Climate science is an open endeavor. Many petabytes of climate observations and climate model simulation output are freely available to anyone in the world. The analysis of data and simulations is performed under the bright light of the entire world scientific community. If there truly were definitive “evidence of absence” of a human fingerprint on global climate, surely some brilliant researcher would have already found that exculpatory evidence. Many have tried; all have failed. The glittering prizes go to those who overturn conventional wisdom and destroy existing scientific edifices—not to those who add, one painstaking brick at a time, to the foundations of climate science.
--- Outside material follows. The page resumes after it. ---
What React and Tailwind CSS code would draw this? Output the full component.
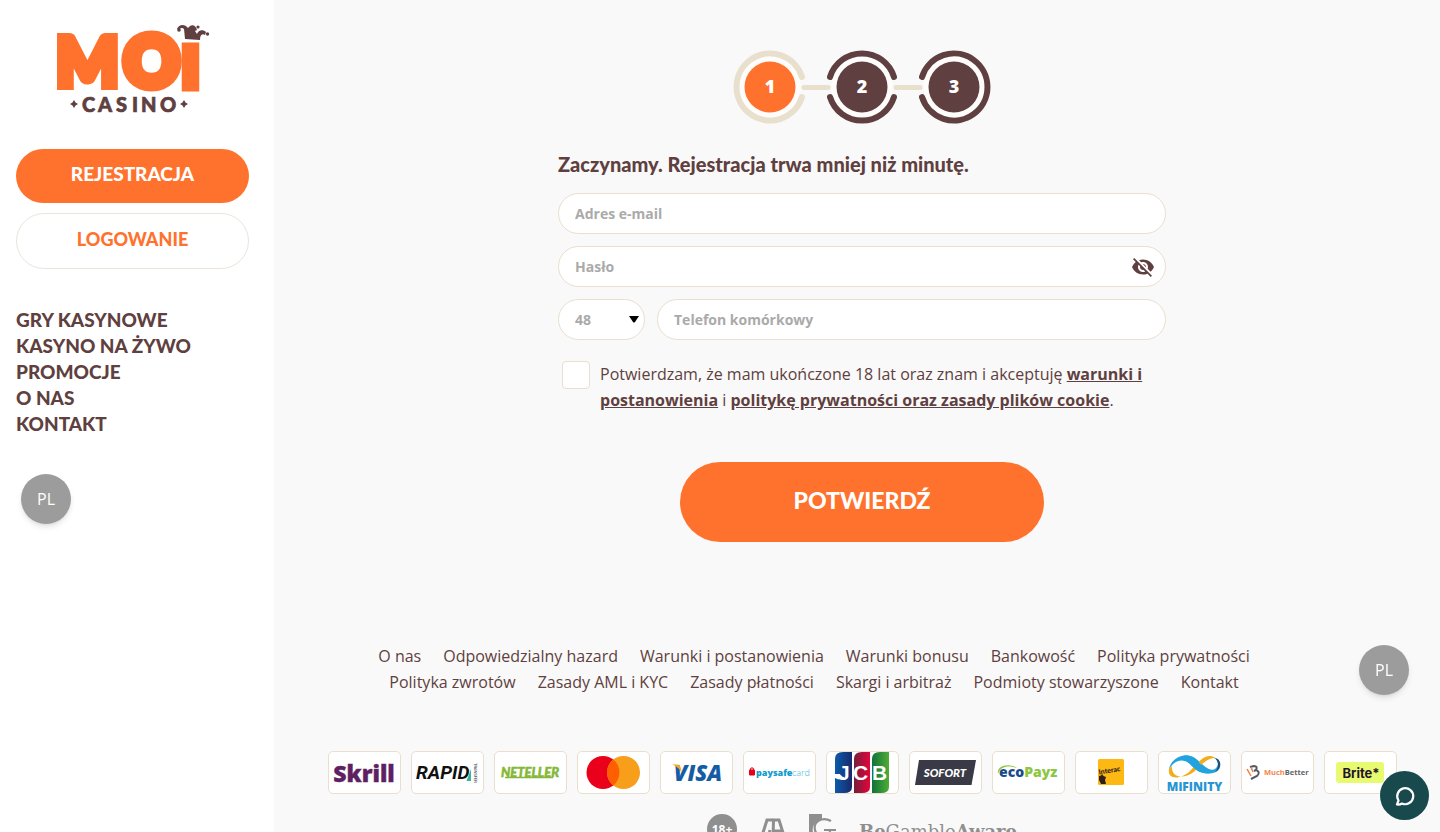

Reality is not fungible. It is not partisan. It cannot be altered by denying its existence. Yet another RT/BT process—a process that was already tried three years ago, but failed to undermine the basic findings of climate science—will not change the reality that humans are affecting global climate. Human actions have contributed significantly to warming oceans and land, rising sea level, retreat of snow and ice, and changes in extreme events. Nature will not save us from the consequences of these actions. Only human wisdom and intelligence can do that.

The RT/BT requests seek to muddy the waters, to confuse, to delegitimize and devalue decades of well-established science. These efforts to sow doubt are dangerous, and should be called out by all citizens—not just by climate scientists. We all lose if we cannot discriminate between objective reality and declared reality.